Apple was quick to comply with the request, submitting an explanation of the detailed vetting process in place to keep malicious programs out of the App Store. After reviewing Cook's letter, Waxman and Butterfield expressed their displeasure in an additional request delivered earlier this week.
The congressmen suggested that the March 2 reply from Apple did not address a number of fundamental questions raised and reminded Cook that new mobile security concerns regarding online tracking have come to light in the interim.

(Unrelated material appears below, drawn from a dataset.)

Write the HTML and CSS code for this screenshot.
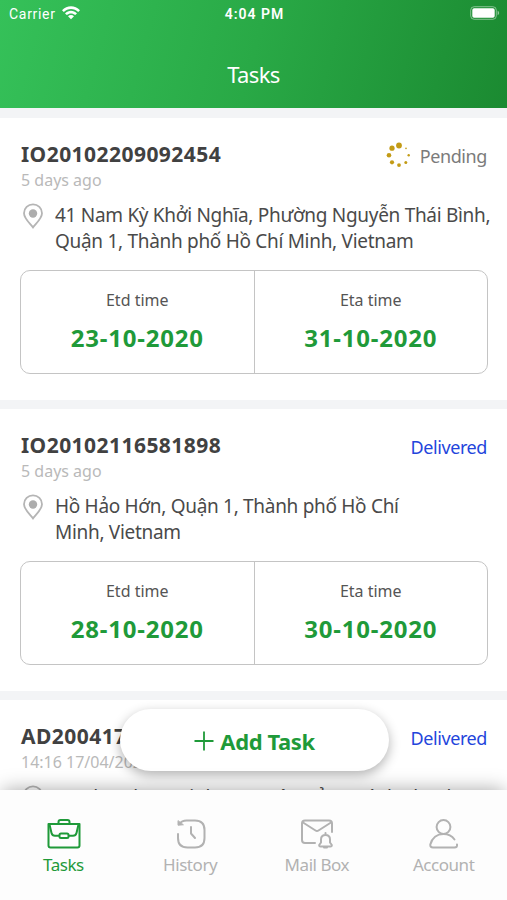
FILE: index.html
```html
<!DOCTYPE html>
<html lang="vi">
<head>
    <meta charset="UTF-8">
    <meta name="viewport" content="width=device-width, initial-scale=1.0">
    <title>Tasks</title>
    <link rel="stylesheet" href="styles.css">
</head>
<body>
    <div class="app">
        <header class="header">
            <div class="status-bar">
                <div class="carrier">
                    <span>Carrier</span>
                    <svg class="wifi" width="18" height="14" viewBox="0 0 18 14">
                        <path d="M0 4.3C5-1.1 13-1.1 18 4.3L16.2 6.1C12.2 2 5.8 2 1.8 6.1Z" fill="#fff"/>
                        <path d="M3 7.4C6.4 4 11.6 4 15 7.4L13.2 9.1C10.8 6.8 7.2 6.8 4.8 9.1Z" fill="#fff"/>
                        <path d="M6 10.3C7.7 8.7 10.3 8.7 12 10.3L9 13.3Z" fill="#fff"/>
                    </svg>
                </div>
                <div class="clock">4:04 PM</div>
                <svg class="battery" width="30" height="14" viewBox="0 0 30 14">
                    <rect x=".7" y=".7" width="25.6" height="12.6" rx="3.5" fill="none" stroke="#fff" stroke-opacity=".45"/>
                    <rect x="2.3" y="2.3" width="22.4" height="9.4" rx="1.8" fill="#fff"/>
                    <path d="M27.6 4.8c2 .7 2 3.7 0 4.4z" fill="#fff" fill-opacity=".5"/>
                </svg>
            </div>
            <h1 class="page-title">Tasks</h1>
        </header>

        <main class="task-list">
            <section class="task">
                <div class="task-top">
                    <h2 class="task-id">IO20102209092454</h2>
                    <div class="status pending">
                        <svg width="24" height="26" viewBox="0 0 24 26" fill="#c39b16">
                            <circle cx="13" cy="3.5" r="2.9"/>
                            <circle cx="6" cy="6.2" r="2.6"/>
                            <circle cx="3" cy="13.3" r="2.3"/>
                            <circle cx="6" cy="20.3" r="2.1"/>
                            <circle cx="13" cy="23.1" r="1.9"/>
                            <circle cx="19.8" cy="20.4" r="1.5"/>
                            <circle cx="22.7" cy="13.3" r="1.2"/>
                            <circle cx="20" cy="6.4" r=".8"/>
                        </svg>
                        <span>Pending</span>
                    </div>
                </div>
                <p class="task-date">5 days ago</p>
                <div class="address">
                    <svg class="pin" width="22" height="26" viewBox="0 0 22 26">
                        <path d="M11 24.4C8.2 20.7 2 15.4 2 10.2A9 8.8 0 0 1 20 10.2C20 15.4 13.8 20.7 11 24.4Z" fill="none" stroke="#b5b5b5" stroke-width="1.8"/>
                        <circle cx="11" cy="10.5" r="4.2" fill="#adadad"/>
                    </svg>
                    <p>41 Nam Kỳ Khởi Nghĩa, Phường Nguyễn Thái Bình,<br>Quận 1, Thành phố Hồ Chí Minh, Vietnam</p>
                </div>
                <div class="times">
                    <div class="time">
                        <span class="time-label">Etd time</span>
                        <span class="time-value">23-10-2020</span>
                    </div>
                    <div class="time">
                        <span class="time-label">Eta time</span>
                        <span class="time-value">31-10-2020</span>
                    </div>
                </div>
            </section>

            <section class="task">
                <div class="task-top">
                    <h2 class="task-id">IO20102116581898</h2>
                    <div class="status delivered">Delivered</div>
                </div>
                <p class="task-date">5 days ago</p>
                <div class="address">
                    <svg class="pin" width="22" height="26" viewBox="0 0 22 26">
                        <path d="M11 24.4C8.2 20.7 2 15.4 2 10.2A9 8.8 0 0 1 20 10.2C20 15.4 13.8 20.7 11 24.4Z" fill="none" stroke="#b5b5b5" stroke-width="1.8"/>
                        <circle cx="11" cy="10.5" r="4.2" fill="#adadad"/>
                    </svg>
                    <p>Hồ Hảo Hớn, Quận 1, Thành phố Hồ Chí<br>Minh, Vietnam</p>
                </div>
                <div class="times">
                    <div class="time">
                        <span class="time-label">Etd time</span>
                        <span class="time-value">28-10-2020</span>
                    </div>
                    <div class="time">
                        <span class="time-label">Eta time</span>
                        <span class="time-value">30-10-2020</span>
                    </div>
                </div>
            </section>

            <section class="task">
                <div class="task-top">
                    <h2 class="task-id">AD200417</h2>
                    <div class="status delivered">Delivered</div>
                </div>
                <p class="task-date">14:16 17/04/2020</p>
                <div class="address">
                    <svg class="pin" width="22" height="26" viewBox="0 0 22 26">
                        <path d="M11 24.4C8.2 20.7 2 15.4 2 10.2A9 8.8 0 0 1 20 10.2C20 15.4 13.8 20.7 11 24.4Z" fill="none" stroke="#b5b5b5" stroke-width="1.8"/>
                        <circle cx="11" cy="10.5" r="4.2" fill="#adadad"/>
                    </svg>
                    <p>Landmark 81, Vinhomes Tân Cảng, Bình Thạnh</p>
                </div>
            </section>
        </main>

        <button class="add-task" type="button">
            <svg width="20" height="20" viewBox="0 0 20 20">
                <path d="M10 .5v19M.5 10h19" stroke="#1f9a39" stroke-width="1.8"/>
            </svg>
            <span>Add Task</span>
        </button>

        <nav class="tab-bar">
            <a class="tab active">
                <svg width="34" height="30" viewBox="0 0 34 30" fill="none" stroke="currentColor" stroke-width="2" stroke-linejoin="round" stroke-linecap="round">
                    <path d="M1.500 5H32.500V26.500Q32.500 28.500 30.500 28.500H3.500Q1.500 28.500 1.500 26.500Z"/>
                    <path d="M11.500 4.500V3Q11.500 1 13.500 1H20.500Q22.500 1 22.500 3V4.500"/>
                    <path d="M2.500 5.500L4.500 14Q5.200 16.800 8 16.800H12M31.500 5.500L29.500 14Q28.800 16.800 26 16.800H22"/>
                    <rect x="12.500" y="14.500" width="9" height="4.500" rx="1.500"/>
                </svg>
                <span>Tasks</span>
            </a>
            <a class="tab">
                <svg width="34" height="30" viewBox="0 0 34 30" fill="none" stroke="currentColor" stroke-width="2" stroke-linejoin="round" stroke-linecap="round">
                    <path d="M5 15V19Q5 28.500 14.500 28.500H22Q31.500 28.500 31.500 19V11Q31.500 1.500 22 1.500H13.500Q9 1.500 6 5"/>
                    <path d="M5 2V6.200L10 5.800Z" fill="currentColor" stroke-width="1"/>
                    <path d="M18 8V14.500L22 19"/>
                </svg>
                <span>History</span>
            </a>
            <a class="tab">
                <svg width="34" height="30" viewBox="0 0 34 30" fill="none" stroke="currentColor" stroke-width="2" stroke-linejoin="round" stroke-linecap="round">
                    <path d="M15 24H5Q2 24 2 21V4.500Q2 1.500 5 1.500H29Q32 1.500 32 4.500V13"/>
                    <path d="M3 3.500L15.500 11.500Q17 12.500 18.500 11.500L31 3.500"/>
                    <path d="M25.500 14V16C22.500 16 21 18 21 20.500V23.500L19.200 26Q19 27.500 20.500 27.500H30.500Q32 27.500 31.800 26L30 23.500V20.500C30 18 28.500 16 25.500 16M24 28.500H27"/>
                </svg>
                <span>Mail Box</span>
            </a>
            <a class="tab">
                <svg width="34" height="30" viewBox="0 0 34 30" fill="none" stroke="currentColor" stroke-width="2" stroke-linejoin="round" stroke-linecap="round">
                    <circle cx="16.500" cy="8" r="6.900"/>
                    <path d="M30 25.500Q30.500 28.500 27.500 28.500H6Q3 28.500 3.300 25.500C5 19 10 15 16.500 15C21 15 25 17 27.500 20.500"/>
                </svg>
                <span>Account</span>
            </a>
        </nav>
    </div>
</body>
</html>
```

FILE: styles.css
```css
* {
    box-sizing: border-box;
}

body {
    margin: 0;
    font-family: "Noto Sans", "Open Sans", sans-serif;
    color: #414141;
}

h1, h2, p {
    margin: 0;
    font-weight: normal;
}

svg {
    display: block;
    flex: none;
}

.app {
    position: relative;
    display: flex;
    flex-direction: column;
    height: 900px;
    overflow: hidden;
    background: #f3f4f6;
}

.header {
    flex: none;
    height: 108px;
    color: #fff;
    background: linear-gradient(105deg, #35c159 0%, #29a946 50%, #1b8a31 100%);
}

.status-bar {
    display: grid;
    grid-template-columns: 1fr auto 1fr;
    align-items: center;
    height: 28px;
    padding: 0 7px 0 9px;
    font-family: Roboto, sans-serif;
    font-size: 14px;
    letter-spacing: 0.7px;
}

.carrier {
    display: flex;
    align-items: center;
    gap: 6px;
}

.wifi {
    margin-top: -2px;
}

.clock {
    font-weight: 600;
    letter-spacing: 1px;
}

.battery {
    justify-self: end;
    margin-top: -2px;
}

.page-title {
    margin-top: 28px;
    font-size: 22px;
    line-height: 36px;
    letter-spacing: -0.6px;
    text-align: center;
}

.task-list {
    flex: 1;
    min-height: 0;
    padding-top: 10px;
    overflow: hidden;
}

.task {
    height: 282px;
    margin-bottom: 9px;
    padding: 21px 20px 0 21px;
    background: #fff;
}

.task-top {
    display: flex;
    justify-content: space-between;
    height: 30px;
}

.task-id {
    font-size: 21px;
    font-weight: bold;
    line-height: 30px;
    letter-spacing: 0.45px;
}

.status {
    display: flex;
    align-items: center;
    gap: 10px;
    font-size: 18px;
    line-height: 34px;
    height: 34px;
    letter-spacing: -0.4px;
}

.pending {
    color: #7b7b7b;
}

.pending svg {
    margin-top: -3px;
}

.delivered {
    color: #2345dc;
}

.task-date {
    font-size: 16px;
    line-height: 22px;
    color: #b9b9b9;
}

.address {
    display: flex;
    gap: 11px;
    margin-top: 11px;
    padding-left: 1px;
    font-size: 19px;
    line-height: 26px;
    letter-spacing: -0.3px;
    color: #4a4a4a;
    white-space: nowrap;
}

.pin {
    margin-top: 1px;
}

.times {
    display: flex;
    height: 104px;
    margin: 16px -1px 0;
    border: 1.500px solid #c4c4c4;
    border-radius: 10px;
}

.time {
    flex: 1;
    display: flex;
    flex-direction: column;
    align-items: center;
    padding-top: 17px;
}

.time + .time {
    border-left: 1px solid #c4c4c4;
}

.time-label {
    font-size: 16px;
    line-height: 24px;
    color: #555;
}

.time-value {
    margin-top: 10px;
    font-size: 24px;
    font-weight: bold;
    line-height: 32px;
    letter-spacing: 0.8px;
    color: #1f9a39;
}

.add-task {
    position: absolute;
    top: 709px;
    left: 120px;
    display: flex;
    align-items: center;
    justify-content: center;
    gap: 6px;
    width: 269px;
    height: 62px;
    padding: 1px 0 0;
    border: none;
    border-radius: 31px;
    background: #fff;
    box-shadow: 0 4px 12px rgba(0, 0, 0, 0.3);
    font-family: inherit;
    font-size: 22px;
    font-weight: bold;
    letter-spacing: -0.4px;
    color: #1f9a39;
}

.tab-bar {
    position: relative;
    flex: none;
    display: flex;
    height: 110px;
    background: #fdfdfd;
    box-shadow: 0 -3px 18px -3px rgba(0, 0, 0, 0.35);
}

.tab {
    flex: 1;
    display: flex;
    flex-direction: column;
    align-items: center;
    padding-top: 29px;
    font-size: 17px;
    line-height: 24px;
    letter-spacing: -0.45px;
    color: #b2b2b2;
}

.tab span {
    margin-top: 4px;
}

.active {
    color: #1f9a39;
}

.active svg {
    margin-left: 1px;
}
```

To avoid any future misunderstanding, Waxman and Butterfield have requested a delegate from the company appear before the Energy and Commerce Committee to discuss the issues at hand.
If congressional pressure were not enough, Apple now finds itself joining 17 other companies on the list of defendants in a class action lawsuit.
"[Smartphone address books] include contact names, phone number, physical and email addresses, job titles, birthdays and other similar personal information amassed over the owners' lifetimes, are some of the most personal data that owners carry on their wireless mobile devices," the plaintiffs stated. "The defendants – several of the world's largest and most influential technology and social networking companies – have unfortunately made, distributed and sold mobile software applications that, once installed on a wireless mobile device, surreptitiously harvest, upload and illegally steal the owner's address book data without the owner's knowledge or consent."
The plaintiffs are seeking a permanent injunction against such data collection practices and are asking for the secure destruction of all personally identifiable information gathered by mobile application vendors to date.